Et c’est ce qui fascine justement dans 3Abschied, cette humanité fragile qui transparaît dans chacun des gestes dansés et des mots prononcés par Anne Teresa de Keersmaeker. Jamais, la chorégraphe ne s’était montrée aussi vulnérable, aussi sincère ; jamais on n’en avait été aussi proche. Une intimité rare que l’on doit toute entière à Jérôme Bel, ce formidable entremetteur, capable d’ «accorder» un interprète-créateur à lui-même et d’en libérer la mélodie la plus juste.
Territoire de la parole
Si Der Abschied, composé en 1908 à partir de trois poèmes chinois, parle de la mort (et de son acceptation), nous assistons ici à une naissance: celle de la parole. Dès son entrée sur scène, Anne Teresa de Keersmaeker, entourée d’un orchestre paradoxalement silencieux, se met à raconter, à se raconter. Son attirance pour la musique de Gustav Mahler, son parcours jusqu’à Jérôme Bel, ses doutes. Les mots sont soulignés par une démarche, un geste, un rire – le notre. Lentement, le corps commence à se déployer. La danse (qui la fera plus tard déambuler entre les musiciens, métaphoriquement « à l’intérieur de la musique ») est déjà là . Dans cet échange.
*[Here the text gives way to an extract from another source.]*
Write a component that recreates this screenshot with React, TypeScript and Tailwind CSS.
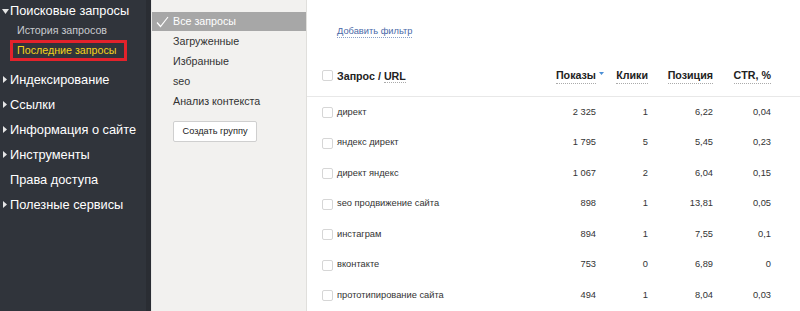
import React from "react";

const rows = [
  ["директ", "2 325", "1", "6,22", "0,04"],
  ["яндекс директ", "1 795", "5", "5,45", "0,23"],
  ["директ яндекс", "1 067", "2", "6,04", "0,15"],
  ["seo продвижение сайта", "898", "1", "13,81", "0,05"],
  ["инстаграм", "894", "1", "7,55", "0,1"],
  ["вконтакте", "753", "0", "6,89", "0"],
  ["прототипирование сайта", "494", "1", "8,04", "0,03"],
];

function Tri({ open }: { open?: boolean }) {
  return (
    <span className="w-[10px] flex justify-center items-center shrink-0">
      {open ? (
        <svg width="7" height="5" viewBox="0 0 7 5"><path d="M0 0h7L3.5 5z" fill="#e5e5e5" /></svg>
      ) : (
        <svg width="4" height="7" viewBox="0 0 4 7"><path d="M0 0l4 3.5L0 7z" fill="#e5e5e5" /></svg>
      )}
    </span>
  );
}

function Box() {
  return <span className="w-[11px] h-[11px] border border-[#d6d6d6] rounded-[2px] bg-white shrink-0" />;
}

export default function App() {
  const top = ["Индексирование", "Ссылки", "Информация о сайте", "Инструменты", "Права доступа", "Полезные сервисы"];
  return (
    <div className="w-[800px] h-[311px] flex overflow-hidden bg-white whitespace-nowrap" style={{ fontFamily: '"Liberation Sans", Arial, sans-serif' }}>
      {/* Sidebar */}
      <div className="w-[152px] shrink-0 flex bg-[#30343b]">
        <div className="flex-1 flex flex-col pt-[2px]">
          <div className="h-[18px] flex items-center text-[12.8px] text-white">
            <Tri open />
            <span>Поисковые запросы</span>
          </div>
          <div className="h-[20px] flex items-center pl-[17px] text-[10.7px] text-[#c9cbcf]">История запросов</div>
          <div className="ml-[10px] w-[117px] h-[21px] border-[3px] border-[#e3222b] flex items-center pl-[4px] text-[10.7px] text-[#f3d21b]">Последние запросы</div>
          <div className="mt-[6px] flex flex-col">
            {top.map((t, i) => (
              <div key={t} className="h-[25px] flex items-center text-[12.8px] text-white">
                {i === 4 ? <span className="w-[10px]" /> : <Tri />}
                <span>{t}</span>
              </div>
            ))}
          </div>
        </div>
        <div className="w-[5px] bg-[#2a2d33]" />
        <div className="w-[1px] bg-[#e8e8e6]" />
      </div>
      {/* Middle */}
      <div className="w-[155px] shrink-0 bg-[#f2f1ef] border-r border-[#e0dfdc] pt-[12px] flex flex-col">
        <div className="h-[19px] bg-[#a7a7a7] flex items-center text-[10.7px] text-white">
          <span className="w-[21px] flex justify-end pr-[4px]">
            <svg width="13" height="12" viewBox="0 0 13 12"><path d="M1 6.5l3.5 4L12 1" fill="none" stroke="#fff" strokeWidth="1.2" /></svg>
          </span>
          <span>Все запросы</span>
        </div>
        {["Загруженные", "Избранные", "seo", "Анализ контекста"].map((t) => (
          <div key={t} className="h-[20px] flex items-center pl-[21px] text-[10.7px] text-[#333]">{t}</div>
        ))}
        <div className="pl-[21px] mt-[10px]">
          <button className="w-[84px] h-[21px] bg-white border border-[#cfcfcf] rounded-[2px] text-[9.2px] text-[#222] flex items-center justify-center">Создать группу</button>
        </div>
      </div>
      {/* Main */}
      <div className="flex-1 flex flex-col pt-[25px]">
        <div className="pl-[30px] h-[14px] flex items-center">
          <span className="text-[9.3px] text-[#4a69a8] border-b border-dotted border-[#8aa0c8] leading-[11px]">Добавить фильтр</span>
        </div>
        <div className="mt-[17px] h-[41px] border-b border-[#e8e8e8] flex items-center pl-[15px] pr-[29px] text-[10.7px] font-bold text-[#222]">
          <Box />
          <span className="ml-[4px] flex-1">Запрос / <span className="border-b border-dotted border-[#aaa]">URL</span></span>
          <span className="w-[80px] flex justify-end relative">
            <span className="border-b border-dotted border-[#aaa]">Показы</span>
            <svg className="absolute right-[-8px] top-[5px]" width="5" height="3" viewBox="0 0 5 3"><path d="M0 0h5L2.5 3z" fill="#4b8fd6" /></svg>
          </span>
          <span className="w-[52px] flex justify-end"><span className="border-b border-dotted border-[#aaa]">Клики</span></span>
          <span className="w-[65px] flex justify-end"><span className="border-b border-dotted border-[#aaa]">Позиция</span></span>
          <span className="w-[58px] flex justify-end"><span className="border-b border-dotted border-[#aaa]">CTR, %</span></span>
        </div>
        <div className="flex flex-col pt-[1px]">
          {rows.map((r) => (
            <div key={r[0]} className="h-[30.5px] flex items-center pl-[15px] pr-[29px] text-[9.3px] text-[#333]">
              <Box />
              <span className="ml-[4px] flex-1">{r[0]}</span>
              <span className="w-[80px] text-right">{r[1]}</span>
              <span className="w-[52px] text-right">{r[2]}</span>
              <span className="w-[65px] text-right">{r[3]}</span>
              <span className="w-[58px] text-right">{r[4]}</span>
            </div>
          ))}
        </div>
      </div>
    </div>
  );
}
Pour Jérôme Bel, parler sur scène, c’est encore « déplier », au sens Deleuzien «d’expliquer». Rendre visible la surface pleine du pli, l’étendre et en former de nouveaux. Une opération simultanée de déconstruction et de reconstruction de l’œuvre et de la pratique chorégraphique. Ce mouvement continu, qui n’est autre que celui de la danse…
La Mort du cygne
Dans 3Abschied, l’acceptation de la mort passe, inévitablement, par une croyance en la vie. Le basson, resté seul sur scène après le départ de ses compatriotes musiciens, résiste à l’Adieu définitif par une dernière (et très émouvante) ligne de basse. Quant à Anne Teresa de Keersmaeker, c’est par la voix qu’elle s’approprie l’œuvre de Mahler, qu’elle s’y projette toute entière, faisant de la troisième version de L’Abschied, à la fois l’acmé et l’essence de la pièce.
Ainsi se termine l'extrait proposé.